_Dataset extract:_
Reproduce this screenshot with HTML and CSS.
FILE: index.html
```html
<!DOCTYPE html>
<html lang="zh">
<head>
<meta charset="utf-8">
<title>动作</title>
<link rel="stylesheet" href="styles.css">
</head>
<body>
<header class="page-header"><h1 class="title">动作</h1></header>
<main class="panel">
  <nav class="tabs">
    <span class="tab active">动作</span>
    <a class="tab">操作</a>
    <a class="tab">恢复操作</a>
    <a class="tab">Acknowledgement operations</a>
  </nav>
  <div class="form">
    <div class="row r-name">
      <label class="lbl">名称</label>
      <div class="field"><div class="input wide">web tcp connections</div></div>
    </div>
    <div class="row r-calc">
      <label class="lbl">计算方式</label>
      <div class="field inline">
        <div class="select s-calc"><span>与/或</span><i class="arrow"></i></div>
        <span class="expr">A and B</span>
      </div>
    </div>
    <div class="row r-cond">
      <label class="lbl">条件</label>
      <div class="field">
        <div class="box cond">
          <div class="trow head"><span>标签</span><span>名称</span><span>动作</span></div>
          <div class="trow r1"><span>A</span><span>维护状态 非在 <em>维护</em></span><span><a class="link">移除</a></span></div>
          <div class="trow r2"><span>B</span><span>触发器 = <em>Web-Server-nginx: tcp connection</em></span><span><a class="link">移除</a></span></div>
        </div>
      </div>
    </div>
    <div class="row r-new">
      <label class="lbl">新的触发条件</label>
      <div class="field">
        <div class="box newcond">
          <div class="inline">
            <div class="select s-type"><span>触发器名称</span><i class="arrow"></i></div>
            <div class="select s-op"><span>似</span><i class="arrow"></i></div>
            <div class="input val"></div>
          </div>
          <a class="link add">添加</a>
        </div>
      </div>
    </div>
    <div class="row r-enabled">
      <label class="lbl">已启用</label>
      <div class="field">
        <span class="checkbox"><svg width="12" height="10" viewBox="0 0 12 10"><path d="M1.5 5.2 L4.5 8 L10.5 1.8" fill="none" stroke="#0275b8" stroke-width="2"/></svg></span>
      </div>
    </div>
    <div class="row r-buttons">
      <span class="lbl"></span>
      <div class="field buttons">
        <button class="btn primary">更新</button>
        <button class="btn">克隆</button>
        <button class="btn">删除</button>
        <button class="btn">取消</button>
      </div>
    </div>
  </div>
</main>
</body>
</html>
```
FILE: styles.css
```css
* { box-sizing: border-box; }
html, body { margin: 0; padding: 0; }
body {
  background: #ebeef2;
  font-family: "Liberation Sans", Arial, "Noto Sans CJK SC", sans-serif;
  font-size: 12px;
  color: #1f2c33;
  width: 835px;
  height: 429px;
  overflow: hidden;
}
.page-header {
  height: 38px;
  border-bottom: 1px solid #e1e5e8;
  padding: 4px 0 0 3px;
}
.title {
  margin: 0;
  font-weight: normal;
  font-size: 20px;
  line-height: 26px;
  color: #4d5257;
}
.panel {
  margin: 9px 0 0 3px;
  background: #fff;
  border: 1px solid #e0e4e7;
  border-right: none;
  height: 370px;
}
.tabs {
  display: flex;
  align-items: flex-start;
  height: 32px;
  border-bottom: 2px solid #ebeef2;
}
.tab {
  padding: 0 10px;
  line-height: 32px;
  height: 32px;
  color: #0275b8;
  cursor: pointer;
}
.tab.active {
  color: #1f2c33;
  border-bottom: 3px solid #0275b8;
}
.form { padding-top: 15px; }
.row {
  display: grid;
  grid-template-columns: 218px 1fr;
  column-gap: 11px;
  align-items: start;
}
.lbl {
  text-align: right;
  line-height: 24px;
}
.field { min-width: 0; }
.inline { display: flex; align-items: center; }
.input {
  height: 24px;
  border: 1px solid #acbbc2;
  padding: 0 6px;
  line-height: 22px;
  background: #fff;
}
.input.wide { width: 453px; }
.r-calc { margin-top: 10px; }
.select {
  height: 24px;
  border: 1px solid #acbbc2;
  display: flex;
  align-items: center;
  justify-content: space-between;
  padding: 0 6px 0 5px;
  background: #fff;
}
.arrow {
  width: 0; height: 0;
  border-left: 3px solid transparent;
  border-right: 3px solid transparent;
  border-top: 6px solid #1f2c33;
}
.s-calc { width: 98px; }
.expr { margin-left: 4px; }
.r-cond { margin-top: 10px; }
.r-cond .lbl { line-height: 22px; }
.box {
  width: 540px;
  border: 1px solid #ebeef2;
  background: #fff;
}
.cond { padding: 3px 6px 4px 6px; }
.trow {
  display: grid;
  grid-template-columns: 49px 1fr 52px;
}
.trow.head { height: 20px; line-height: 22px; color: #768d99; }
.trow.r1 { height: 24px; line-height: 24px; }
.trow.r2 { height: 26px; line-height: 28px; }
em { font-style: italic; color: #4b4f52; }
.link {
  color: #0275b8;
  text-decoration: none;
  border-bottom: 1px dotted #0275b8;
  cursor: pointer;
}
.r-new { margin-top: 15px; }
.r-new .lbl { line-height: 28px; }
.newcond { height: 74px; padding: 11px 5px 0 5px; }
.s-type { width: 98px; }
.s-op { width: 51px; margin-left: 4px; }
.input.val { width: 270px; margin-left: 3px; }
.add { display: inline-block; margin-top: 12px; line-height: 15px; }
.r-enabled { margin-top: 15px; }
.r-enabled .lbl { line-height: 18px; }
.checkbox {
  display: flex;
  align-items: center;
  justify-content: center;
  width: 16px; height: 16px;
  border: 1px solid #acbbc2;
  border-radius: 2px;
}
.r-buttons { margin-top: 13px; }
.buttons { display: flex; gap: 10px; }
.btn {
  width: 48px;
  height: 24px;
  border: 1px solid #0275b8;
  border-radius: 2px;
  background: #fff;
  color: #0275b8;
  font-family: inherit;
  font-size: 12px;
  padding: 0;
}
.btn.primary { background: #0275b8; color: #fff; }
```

_What you should do:_
Write out the whole listing again, exactly as it stands.

_Solution for this exercise:_
Reproduce this screenshot with HTML and CSS.
FILE: index.html
```html
<!DOCTYPE html>
<html lang="zh">
<head>
<meta charset="utf-8">
<title>动作</title>
<link rel="stylesheet" href="styles.css">
</head>
<body>
<header class="page-header"><h1 class="title">动作</h1></header>
<main class="panel">
  <nav class="tabs">
    <span class="tab active">动作</span>
    <a class="tab">操作</a>
    <a class="tab">恢复操作</a>
    <a class="tab">Acknowledgement operations</a>
  </nav>
  <div class="form">
    <div class="row r-name">
      <label class="lbl">名称</label>
      <div class="field"><div class="input wide">web tcp connections</div></div>
    </div>
    <div class="row r-calc">
      <label class="lbl">计算方式</label>
      <div class="field inline">
        <div class="select s-calc"><span>与/或</span><i class="arrow"></i></div>
        <span class="expr">A and B</span>
      </div>
    </div>
    <div class="row r-cond">
      <label class="lbl">条件</label>
      <div class="field">
        <div class="box cond">
          <div class="trow head"><span>标签</span><span>名称</span><span>动作</span></div>
          <div class="trow r1"><span>A</span><span>维护状态 非在 <em>维护</em></span><span><a class="link">移除</a></span></div>
          <div class="trow r2"><span>B</span><span>触发器 = <em>Web-Server-nginx: tcp connection</em></span><span><a class="link">移除</a></span></div>
        </div>
      </div>
    </div>
    <div class="row r-new">
      <label class="lbl">新的触发条件</label>
      <div class="field">
        <div class="box newcond">
          <div class="inline">
            <div class="select s-type"><span>触发器名称</span><i class="arrow"></i></div>
            <div class="select s-op"><span>似</span><i class="arrow"></i></div>
            <div class="input val"></div>
          </div>
          <a class="link add">添加</a>
        </div>
      </div>
    </div>
    <div class="row r-enabled">
      <label class="lbl">已启用</label>
      <div class="field">
        <span class="checkbox"><svg width="12" height="10" viewBox="0 0 12 10"><path d="M1.5 5.2 L4.5 8 L10.5 1.8" fill="none" stroke="#0275b8" stroke-width="2"/></svg></span>
      </div>
    </div>
    <div class="row r-buttons">
      <span class="lbl"></span>
      <div class="field buttons">
        <button class="btn primary">更新</button>
        <button class="btn">克隆</button>
        <button class="btn">删除</button>
        <button class="btn">取消</button>
      </div>
    </div>
  </div>
</main>
</body>
</html>
```
FILE: styles.css
```css
* { box-sizing: border-box; }
html, body { margin: 0; padding: 0; }
body {
  background: #ebeef2;
  font-family: "Liberation Sans", Arial, "Noto Sans CJK SC", sans-serif;
  font-size: 12px;
  color: #1f2c33;
  width: 835px;
  height: 429px;
  overflow: hidden;
}
.page-header {
  height: 38px;
  border-bottom: 1px solid #e1e5e8;
  padding: 4px 0 0 3px;
}
.title {
  margin: 0;
  font-weight: normal;
  font-size: 20px;
  line-height: 26px;
  color: #4d5257;
}
.panel {
  margin: 9px 0 0 3px;
  background: #fff;
  border: 1px solid #e0e4e7;
  border-right: none;
  height: 370px;
}
.tabs {
  display: flex;
  align-items: flex-start;
  height: 32px;
  border-bottom: 2px solid #ebeef2;
}
.tab {
  padding: 0 10px;
  line-height: 32px;
  height: 32px;
  color: #0275b8;
  cursor: pointer;
}
.tab.active {
  color: #1f2c33;
  border-bottom: 3px solid #0275b8;
}
.form { padding-top: 15px; }
.row {
  display: grid;
  grid-template-columns: 218px 1fr;
  column-gap: 11px;
  align-items: start;
}
.lbl {
  text-align: right;
  line-height: 24px;
}
.field { min-width: 0; }
.inline { display: flex; align-items: center; }
.input {
  height: 24px;
  border: 1px solid #acbbc2;
  padding: 0 6px;
  line-height: 22px;
  background: #fff;
}
.input.wide { width: 453px; }
.r-calc { margin-top: 10px; }
.select {
  height: 24px;
  border: 1px solid #acbbc2;
  display: flex;
  align-items: center;
  justify-content: space-between;
  padding: 0 6px 0 5px;
  background: #fff;
}
.arrow {
  width: 0; height: 0;
  border-left: 3px solid transparent;
  border-right: 3px solid transparent;
  border-top: 6px solid #1f2c33;
}
.s-calc { width: 98px; }
.expr { margin-left: 4px; }
.r-cond { margin-top: 10px; }
.r-cond .lbl { line-height: 22px; }
.box {
  width: 540px;
  border: 1px solid #ebeef2;
  background: #fff;
}
.cond { padding: 3px 6px 4px 6px; }
.trow {
  display: grid;
  grid-template-columns: 49px 1fr 52px;
}
.trow.head { height: 20px; line-height: 22px; color: #768d99; }
.trow.r1 { height: 24px; line-height: 24px; }
.trow.r2 { height: 26px; line-height: 28px; }
em { font-style: italic; color: #4b4f52; }
.link {
  color: #0275b8;
  text-decoration: none;
  border-bottom: 1px dotted #0275b8;
  cursor: pointer;
}
.r-new { margin-top: 15px; }
.r-new .lbl { line-height: 28px; }
.newcond { height: 74px; padding: 11px 5px 0 5px; }
.s-type { width: 98px; }
.s-op { width: 51px; margin-left: 4px; }
.input.val { width: 270px; margin-left: 3px; }
.add { display: inline-block; margin-top: 12px; line-height: 15px; }
.r-enabled { margin-top: 15px; }
.r-enabled .lbl { line-height: 18px; }
.checkbox {
  display: flex;
  align-items: center;
  justify-content: center;
  width: 16px; height: 16px;
  border: 1px solid #acbbc2;
  border-radius: 2px;
}
.r-buttons { margin-top: 13px; }
.buttons { display: flex; gap: 10px; }
.btn {
  width: 48px;
  height: 24px;
  border: 1px solid #0275b8;
  border-radius: 2px;
  background: #fff;
  color: #0275b8;
  font-family: inherit;
  font-size: 12px;
  padding: 0;
}
.btn.primary { background: #0275b8; color: #fff; }
```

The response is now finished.